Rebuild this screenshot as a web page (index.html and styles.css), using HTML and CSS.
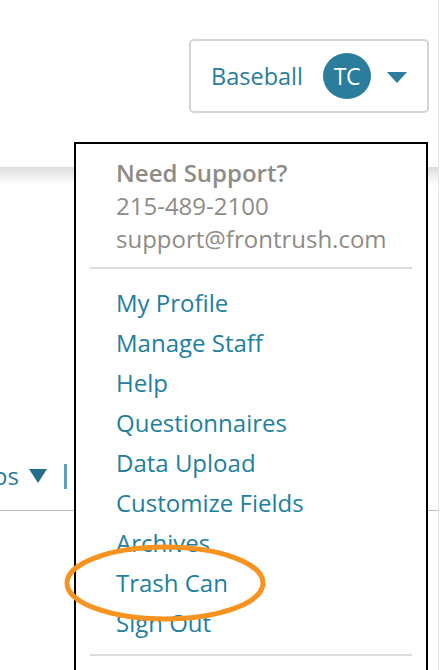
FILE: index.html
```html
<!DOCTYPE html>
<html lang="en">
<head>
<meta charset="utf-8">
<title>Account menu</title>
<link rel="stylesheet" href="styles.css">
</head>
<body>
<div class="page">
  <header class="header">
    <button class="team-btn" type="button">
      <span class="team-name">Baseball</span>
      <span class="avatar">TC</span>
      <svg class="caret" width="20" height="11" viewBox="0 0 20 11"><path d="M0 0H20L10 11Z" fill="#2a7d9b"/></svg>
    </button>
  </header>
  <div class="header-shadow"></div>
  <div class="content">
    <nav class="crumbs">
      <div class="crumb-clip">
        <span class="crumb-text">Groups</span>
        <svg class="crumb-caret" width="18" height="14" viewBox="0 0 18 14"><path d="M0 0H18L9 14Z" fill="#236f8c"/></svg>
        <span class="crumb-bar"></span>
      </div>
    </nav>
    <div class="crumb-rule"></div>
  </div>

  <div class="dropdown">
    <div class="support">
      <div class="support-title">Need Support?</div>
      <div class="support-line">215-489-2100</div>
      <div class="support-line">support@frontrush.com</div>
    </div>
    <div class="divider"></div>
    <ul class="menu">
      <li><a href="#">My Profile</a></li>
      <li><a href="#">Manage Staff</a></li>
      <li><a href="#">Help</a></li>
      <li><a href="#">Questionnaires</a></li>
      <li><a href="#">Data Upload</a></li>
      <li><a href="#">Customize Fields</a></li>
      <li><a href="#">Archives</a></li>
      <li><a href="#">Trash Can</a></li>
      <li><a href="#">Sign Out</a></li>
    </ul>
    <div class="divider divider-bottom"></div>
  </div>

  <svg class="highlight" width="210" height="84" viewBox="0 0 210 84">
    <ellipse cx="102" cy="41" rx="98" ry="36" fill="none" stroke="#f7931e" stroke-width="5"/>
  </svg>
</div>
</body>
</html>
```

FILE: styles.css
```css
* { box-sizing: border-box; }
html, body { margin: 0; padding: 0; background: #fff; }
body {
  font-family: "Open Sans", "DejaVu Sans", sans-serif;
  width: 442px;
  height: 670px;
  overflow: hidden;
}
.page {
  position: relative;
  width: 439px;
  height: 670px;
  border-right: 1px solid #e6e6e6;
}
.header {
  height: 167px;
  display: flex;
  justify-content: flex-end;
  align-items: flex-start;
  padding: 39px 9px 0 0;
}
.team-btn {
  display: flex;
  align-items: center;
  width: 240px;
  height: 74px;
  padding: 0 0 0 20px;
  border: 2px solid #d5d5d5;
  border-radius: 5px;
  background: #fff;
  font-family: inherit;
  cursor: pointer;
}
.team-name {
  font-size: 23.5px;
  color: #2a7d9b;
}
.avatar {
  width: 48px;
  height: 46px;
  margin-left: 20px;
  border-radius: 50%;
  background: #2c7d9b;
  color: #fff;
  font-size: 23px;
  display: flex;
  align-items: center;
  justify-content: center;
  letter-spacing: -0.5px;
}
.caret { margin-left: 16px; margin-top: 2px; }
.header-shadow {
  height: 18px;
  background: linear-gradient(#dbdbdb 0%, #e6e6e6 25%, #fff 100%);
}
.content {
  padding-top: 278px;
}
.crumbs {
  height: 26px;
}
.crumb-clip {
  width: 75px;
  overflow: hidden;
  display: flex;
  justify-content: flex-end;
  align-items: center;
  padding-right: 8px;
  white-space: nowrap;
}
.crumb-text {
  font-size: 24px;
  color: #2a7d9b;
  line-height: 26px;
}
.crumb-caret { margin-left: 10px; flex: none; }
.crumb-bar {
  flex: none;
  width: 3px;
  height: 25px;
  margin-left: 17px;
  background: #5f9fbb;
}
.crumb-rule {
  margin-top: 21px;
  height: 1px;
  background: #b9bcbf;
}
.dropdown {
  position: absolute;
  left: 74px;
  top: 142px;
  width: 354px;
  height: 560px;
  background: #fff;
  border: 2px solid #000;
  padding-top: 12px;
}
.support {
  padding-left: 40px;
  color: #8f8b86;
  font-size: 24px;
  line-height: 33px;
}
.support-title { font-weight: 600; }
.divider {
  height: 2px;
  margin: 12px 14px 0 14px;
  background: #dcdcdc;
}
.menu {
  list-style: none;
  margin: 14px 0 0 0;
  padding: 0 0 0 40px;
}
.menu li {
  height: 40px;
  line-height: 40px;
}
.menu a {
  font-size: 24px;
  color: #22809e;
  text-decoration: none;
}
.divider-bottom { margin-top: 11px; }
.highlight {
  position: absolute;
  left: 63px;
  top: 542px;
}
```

======

:: The request ::
Reproduce the material above in full, exactly, with no images.

:: Response to this exercise ::
Rebuild this screenshot as a web page (index.html and styles.css), using HTML and CSS.
FILE: index.html
```html
<!DOCTYPE html>
<html lang="en">
<head>
<meta charset="utf-8">
<title>Account menu</title>
<link rel="stylesheet" href="styles.css">
</head>
<body>
<div class="page">
  <header class="header">
    <button class="team-btn" type="button">
      <span class="team-name">Baseball</span>
      <span class="avatar">TC</span>
      <svg class="caret" width="20" height="11" viewBox="0 0 20 11"><path d="M0 0H20L10 11Z" fill="#2a7d9b"/></svg>
    </button>
  </header>
  <div class="header-shadow"></div>
  <div class="content">
    <nav class="crumbs">
      <div class="crumb-clip">
        <span class="crumb-text">Groups</span>
        <svg class="crumb-caret" width="18" height="14" viewBox="0 0 18 14"><path d="M0 0H18L9 14Z" fill="#236f8c"/></svg>
        <span class="crumb-bar"></span>
      </div>
    </nav>
    <div class="crumb-rule"></div>
  </div>

  <div class="dropdown">
    <div class="support">
      <div class="support-title">Need Support?</div>
      <div class="support-line">215-489-2100</div>
      <div class="support-line">support@frontrush.com</div>
    </div>
    <div class="divider"></div>
    <ul class="menu">
      <li><a href="#">My Profile</a></li>
      <li><a href="#">Manage Staff</a></li>
      <li><a href="#">Help</a></li>
      <li><a href="#">Questionnaires</a></li>
      <li><a href="#">Data Upload</a></li>
      <li><a href="#">Customize Fields</a></li>
      <li><a href="#">Archives</a></li>
      <li><a href="#">Trash Can</a></li>
      <li><a href="#">Sign Out</a></li>
    </ul>
    <div class="divider divider-bottom"></div>
  </div>

  <svg class="highlight" width="210" height="84" viewBox="0 0 210 84">
    <ellipse cx="102" cy="41" rx="98" ry="36" fill="none" stroke="#f7931e" stroke-width="5"/>
  </svg>
</div>
</body>
</html>
```

FILE: styles.css
```css
* { box-sizing: border-box; }
html, body { margin: 0; padding: 0; background: #fff; }
body {
  font-family: "Open Sans", "DejaVu Sans", sans-serif;
  width: 442px;
  height: 670px;
  overflow: hidden;
}
.page {
  position: relative;
  width: 439px;
  height: 670px;
  border-right: 1px solid #e6e6e6;
}
.header {
  height: 167px;
  display: flex;
  justify-content: flex-end;
  align-items: flex-start;
  padding: 39px 9px 0 0;
}
.team-btn {
  display: flex;
  align-items: center;
  width: 240px;
  height: 74px;
  padding: 0 0 0 20px;
  border: 2px solid #d5d5d5;
  border-radius: 5px;
  background: #fff;
  font-family: inherit;
  cursor: pointer;
}
.team-name {
  font-size: 23.5px;
  color: #2a7d9b;
}
.avatar {
  width: 48px;
  height: 46px;
  margin-left: 20px;
  border-radius: 50%;
  background: #2c7d9b;
  color: #fff;
  font-size: 23px;
  display: flex;
  align-items: center;
  justify-content: center;
  letter-spacing: -0.5px;
}
.caret { margin-left: 16px; margin-top: 2px; }
.header-shadow {
  height: 18px;
  background: linear-gradient(#dbdbdb 0%, #e6e6e6 25%, #fff 100%);
}
.content {
  padding-top: 278px;
}
.crumbs {
  height: 26px;
}
.crumb-clip {
  width: 75px;
  overflow: hidden;
  display: flex;
  justify-content: flex-end;
  align-items: center;
  padding-right: 8px;
  white-space: nowrap;
}
.crumb-text {
  font-size: 24px;
  color: #2a7d9b;
  line-height: 26px;
}
.crumb-caret { margin-left: 10px; flex: none; }
.crumb-bar {
  flex: none;
  width: 3px;
  height: 25px;
  margin-left: 17px;
  background: #5f9fbb;
}
.crumb-rule {
  margin-top: 21px;
  height: 1px;
  background: #b9bcbf;
}
.dropdown {
  position: absolute;
  left: 74px;
  top: 142px;
  width: 354px;
  height: 560px;
  background: #fff;
  border: 2px solid #000;
  padding-top: 12px;
}
.support {
  padding-left: 40px;
  color: #8f8b86;
  font-size: 24px;
  line-height: 33px;
}
.support-title { font-weight: 600; }
.divider {
  height: 2px;
  margin: 12px 14px 0 14px;
  background: #dcdcdc;
}
.menu {
  list-style: none;
  margin: 14px 0 0 0;
  padding: 0 0 0 40px;
}
.menu li {
  height: 40px;
  line-height: 40px;
}
.menu a {
  font-size: 24px;
  color: #22809e;
  text-decoration: none;
}
.divider-bottom { margin-top: 11px; }
.highlight {
  position: absolute;
  left: 63px;
  top: 542px;
}
```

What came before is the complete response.